Salsa Muffler Man
Malibu, California
Type: Classic, modified (21 ft. tall)
Arm position: Both Palms Up
Accessories: Mexican food platter, sombrero, serape, sandals
Nicknames: La Salsa Man, El Salsero
La Salsa Man is a caricature of a mustachioed Mexican bandit -- one who prefers to serve a spicy platter of grilled delicacies from south of the border. He stands on a platform facing the Santa Monica Mountains, only a hundred feet from the Pacific Ocean.
This fiberglass giant started in the late 1960s as a classic hamburger-clutching Muffler Man in white pants and short sleeve shirt. Steve Dashew, owner of International Fiberglass, regarded this Muffler Man as a rare placement in a "high rent district." The figure was outfitted as a soda jerk of sorts, atop the Malibu Fosters Freeze.
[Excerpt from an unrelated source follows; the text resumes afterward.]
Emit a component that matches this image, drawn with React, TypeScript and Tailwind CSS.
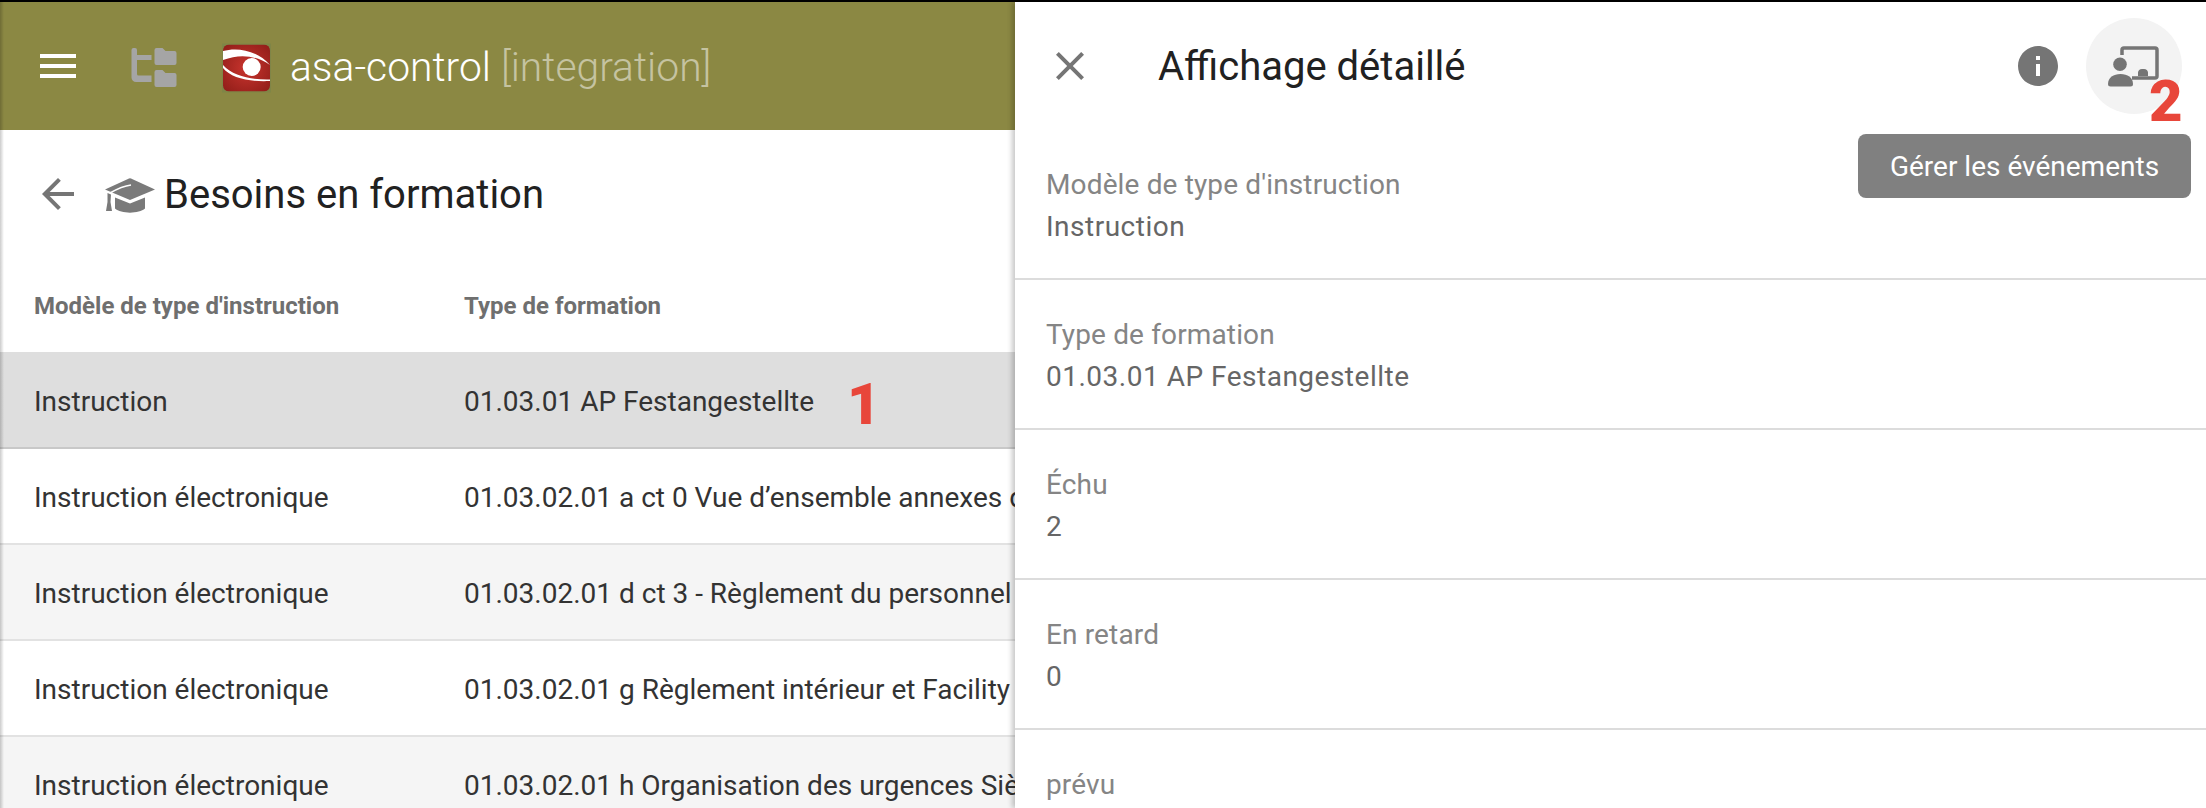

Artist Bob "Daddy O" Wade executed the subsequent conversion and restyling of the figure in 1988, transforming the original soda jerk into La Salsa Man. Bob made ingenious use of existing pieces. "He's wearing the hamburger!" Bob told us, still pleased about it. "We sliced the burger bun, turned the top half into the sombrero, and the bottom into the tray. And we recycled the top of the guy's skull into the bowl of chips."
Bob used real tires to turn the soda jerk's work shoes into Huarache sandals. He wanted to tint the Muffler Man "the perfect brown," so he walked around Old Town Pasadena until he found a Mexican man selling serapes; Bob pulled out a paint swatch book, matched the man's skin tone, then bought the serapes, shellacked them, and added them to the statue.
By an odd coincidence, film star Dennis Hopper copied La Salsa Man -- not realizing that his friend Bob Wade had created it -- and turned it into a piece of pop art that toured Europe and wound up in Hopper's home town of Dodge City, Kansas. "Dennis had no idea that La Salsa Man was a recent makeover by a contemporary artist," said Bob. "Of all the Muffler Men in the LA area, he just liked my piece. I would have liked some credit, but I'm flattered that he chose mine."